En Champagne comme en Picardie, le pivot est soutenu par
quatre soles entrecroisées , superposées en
leur milieu et reposant sur huit piliers très bas. La base du pivot est étayée
par huit paires de liens. Toutes les reproductions photographiques étudiées
ont montré cette originale disposition présente à Verzenay.
En Beauce, Val de Loire, Flandres le pivot est soutenu par deux soles entrecroisées.
Les reproductions photographiques
montrent une couverture à deux pans, parfois sous comble brisé, avec
croupes à l'avant et à l'arrière. Aucune représentation de pignon droit
comme en Beauce n'est répertoriée.
La
Champagne, région céréalière et dont le savoir-faire des charpentiers était
mis à profit posséda un grand nombre de moulins à pivot. Ils évoluèrent
avec les techniques et furent fréquemment modifiés pour
en assurer un meilleur rendement et une maniabilité accrue. En deuxième
moitié du XVIlIe siècle, fut mis à profit le régulateur à boules et la
bluterie fut étendue. Au XIXe siècle, l'industrialisation naissante a permis
l'utilisation croissante de pièces métalliques. En deuxième partie du XIXe siècle le remplacement des voilures
traditionnelles par des ailes orientables de l'intérieur du moulin
(système Berton) améliora sensiblement la prise au vent. La cabine du premier
niveau est parfois allongée à l'arrière à l'aplomb du deuxième niveau et
peut recevoir des appentis latéraux; le pivot est rehaussé pour augmenter la
longueur des ailes. Ces évolutions ne remettent pas en cause la silhouette des moulins de Champagne. L'âge d'or des
moulins à pivot en Champagne fut le XIXe siècle. Le système Berton fut
largement utilisé mais vers 1880, les moulins à vent (à pivot ou à tour)

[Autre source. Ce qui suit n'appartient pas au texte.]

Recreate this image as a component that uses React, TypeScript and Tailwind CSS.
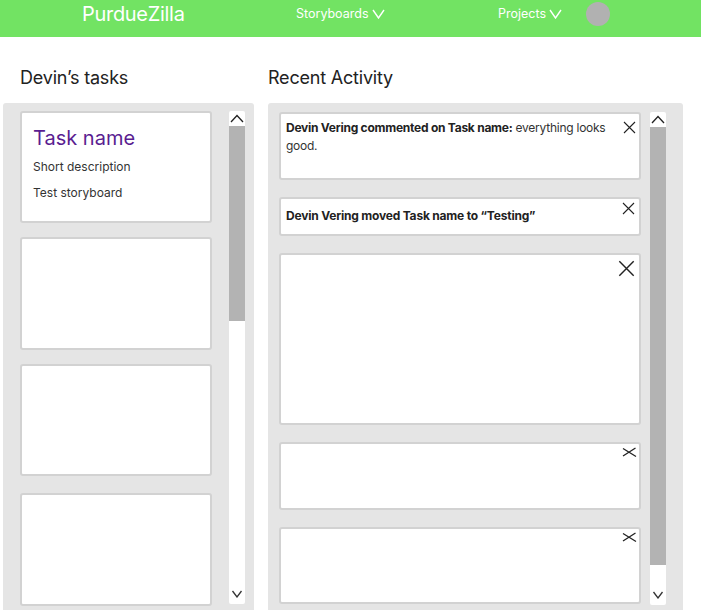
import React from "react";

const Up = () => (
  <svg width="14" height="9" viewBox="0 0 14 9" fill="none">
    <path d="M1 8 L7 1.5 L13 8" stroke="#222" strokeWidth="1.3" />
  </svg>
);
const Down = () => (
  <svg width="12" height="8" viewBox="0 0 12 8" fill="none">
    <path d="M1.5 1 L6 7 L10.5 1" stroke="#333" strokeWidth="1.3" />
  </svg>
);
const Chevron = () => (
  <svg width="13" height="10" viewBox="0 0 13 10" fill="none">
    <path d="M1 1 L6.5 9 L12 1" stroke="#fff" strokeWidth="1.4" />
  </svg>
);
const X = ({ size = 13 }: { size?: number }) => (
  <svg width={size} height={size} viewBox="0 0 13 13" fill="none">
    <path d="M1 1 L12 12 M12 1 L1 12" stroke="#222" strokeWidth="1.1" />
  </svg>
);
const XFlat = () => (
  <svg width="15" height="11" viewBox="0 0 15 11" fill="none">
    <path d="M1 1.5 L14 9.5 M1 9 L13.5 1" stroke="#222" strokeWidth="1.3" />
  </svg>
);

function Scrollbar({ thumbH }: { thumbH: number }) {
  return (
    <div className="w-[16px] h-[493px] bg-white rounded-[2px] flex flex-col items-center shrink-0">
      <div className="h-[15px] flex items-center justify-center">
        <Up />
      </div>
      <div className="w-full bg-[#b3b3b3]" style={{ height: thumbH }} />
      <div className="flex-1" />
      <div className="h-[16px] flex items-start justify-center pt-[2px]">
        <Down />
      </div>
    </div>
  );
}

export default function App() {
  return (
    <div className="w-[701px] h-[610px] overflow-hidden bg-white" style={{ fontFamily: "Inter, 'Noto Sans', sans-serif" }}>
      <header className="h-[37px] bg-[#72e363] flex items-start">
        <div className="h-[28px] flex items-center pl-[82px] w-full text-white">
          <div className="w-[214px] text-[20px] leading-none tracking-[-0.3px]">PurdueZilla</div>
          <div className="w-[202px] flex items-center gap-[3px] text-[12.5px]">
            <span>Storyboards</span>
            <Chevron />
          </div>
          <div className="w-[88px] flex items-center gap-[3px] text-[12.5px]">
            <span>Projects</span>
            <Chevron />
          </div>
          <div className="w-[24px] h-[24px] rounded-full bg-[#b1b1b1]" />
        </div>
      </header>

      <div className="flex pl-[3px] pt-[29px]">
        <div className="w-[251px] flex flex-col">
          <h2 className="ml-[17px] h-[37px] text-[18px] leading-[24px] text-[#222] tracking-[-0.2px]">Devin’s tasks</h2>
          <div className="h-[520px] bg-[#e5e5e5] rounded-[3px] flex pt-[8px] pl-[17px] pr-[8px]">
            <div className="w-[192px] flex flex-col gap-[14px]">
              <div className="h-[112px] bg-white border-2 border-[#d2d2d2] rounded-[3px] px-[11px] pt-[12px]">
                <div className="text-[20px] leading-[26px] text-[#5a1d91]">Task name</div>
                <div className="mt-[8px] text-[12px] leading-[16px] text-[#333]">Short description</div>
                <div className="mt-[10px] text-[12px] leading-[16px] text-[#333]">Test storyboard</div>
              </div>
              <div className="h-[113px] bg-white border-2 border-[#d2d2d2] rounded-[3px]" />
              <div className="h-[112px] bg-white border-2 border-[#d2d2d2] rounded-[3px]" />
              <div className="h-[113px] mt-[3px] bg-white border-2 border-[#d2d2d2] rounded-[3px]" />
            </div>
            <div className="ml-[17px]">
              <Scrollbar thumbH={195} />
            </div>
          </div>
        </div>

        <div className="ml-[14px] w-[415px] flex flex-col">
          <h2 className="h-[37px] text-[18px] leading-[24px] text-[#222] tracking-[-0.2px]">Recent Activity</h2>
          <div className="h-[520px] bg-[#e5e5e5] rounded-[3px] flex pt-[9px] pl-[11px]">
            <div className="w-[362px] flex flex-col gap-[17px]">
              <div className="h-[68px] bg-white border-2 border-[#d2d2d2] rounded-[3px] flex pl-[5px] pr-[3px] pt-[5px]">
                <p className="flex-1 text-[12px] leading-[18px] text-[#333] tracking-[-0.25px]">
                  <b className="font-bold text-[#222]">Devin Vering commented on Task name:</b> everything looks good.
                </p>
                <div className="pt-[2px]"><X /></div>
              </div>
              <div className="h-[39px] bg-white border-2 border-[#d2d2d2] rounded-[3px] flex pl-[5px] pr-[4px]">
                <p className="flex-1 pt-[8px] text-[12px] leading-[18px] font-bold text-[#222] tracking-[-0.2px]">
                  Devin Vering moved Task name to “Testing”
                </p>
                <div className="pt-[3px]"><X /></div>
              </div>
              <div className="h-[172px] bg-white border-2 border-[#d2d2d2] rounded-[3px] flex justify-end pr-[4px] pt-[5px]">
                <X size={17} />
              </div>
              <div className="h-[68px] bg-white border-2 border-[#d2d2d2] rounded-[3px] flex justify-end pr-[2px] pt-[3px]">
                <XFlat />
              </div>
              <div className="h-[77px] bg-white border-2 border-[#d2d2d2] rounded-[3px] flex justify-end pr-[2px] pt-[3px]">
                <XFlat />
              </div>
            </div>
            <div className="ml-[9px]">
              <Scrollbar thumbH={438} />
            </div>
          </div>
        </div>
      </div>
    </div>
  );
}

furent peu à peu remplacés par les minoteries industrielles sur les cours
d'eau. Les cartes postales du début du XXe siècle
en montrent encore un grand nombre en fonctionnement, ou déjà à
l'abandon dans les départements de la Marne, de l'Aube, de la Haute-Marne, des
Ardennes. Un siècle après, en 2003, ne subsiste qu'un seul moulin pivot en
Champagne, celui de Verzenay dans la Marne, non en fonctionnement, et aucun dans
l’Aube, Haute-Marne et Ardennes.
Le
moulin reconstruit en 2004 - 2005
De cette première approche, il
en ressortait que les plans de ce moulin à vent devaient s'appuyer sur les
données de l'expertise de 1792 :
- plan du premier niveau de 6 mètres sur quatre, - une seule paire de meules et reprendre les caractéristiques des moulins de Champagne :
- hauteur de la
cabine adaptée pour loger le mécanisme intérieur avec meules à l'étage supérieur
et la bluterie à l'étage inférieur,
- pivot reposant
sur quatre soles avec socles en pierre calcaire et non sur deux soles comme sous
le précédent moulin,
- couverture bois
pentue avec croupes,
- bardage de la
cabine prolongé sous le premier plancher, avec planches horizontales à
recouvrement en façade avant et
jointives sur les trois autres façades,
- ensemble
queue-escalier suspendu,
- ailes à
barreaux et cotrets avec toiles.
A partir de recherches
personnelles auprès de la Direction Régionale des Affaires Culturelles de la
Marne, des
Archives Départementales, de la Bibliothèque Nationale de France,
d'associations, de contacts auprès de
charpentiers et après avoir visité et relevé bien des moulins, le projet fut
conçu, dessiné et les prestations décrites
en liaison avec l'Architecte des Bâtiments de France.
Devaient
être récupérés suivant état sur le précédent moulin tous les éléments
et accessoires compatibles à un moulin de la fin du XVllle siècle :
gros fer, pièces de ferronnerie et de serrurerie, clous, etc... , la
réutilisation de ceux-ci assurant la pérénnité du moulin abattu en 1999.
Après consultation d'entreprises de moulins à
laquelle répondirent des entreprises renommées d'Anjou, de Lorraine et de
Flandre, l'entreprise Création-Bois de Villeneuve d'Ascq fut retenue.
Les plans d'exécution de l'entreprise dessinés par
Mr Jean Bruggeman reprenaient le
projet de l'architecte. Dans le cadre d'un
dialogue fructueux avec l'entreprise, les plans reçurent quelques corrections
et adaptations pour mieux répondre aux spécificités des moulins de
Champagne en structure (dispositions des
liens), en aspect (bardage, ouvertures) et assurer une meilleure sécurité des
personnes (modification de
l'escalier).
La mise en couvre du moulin par Création-Bois a répondu à mes souhaits. A ce jour, le moulin de Valmy revit et de nouveau accueille les visiteurs sur le site de la bataille.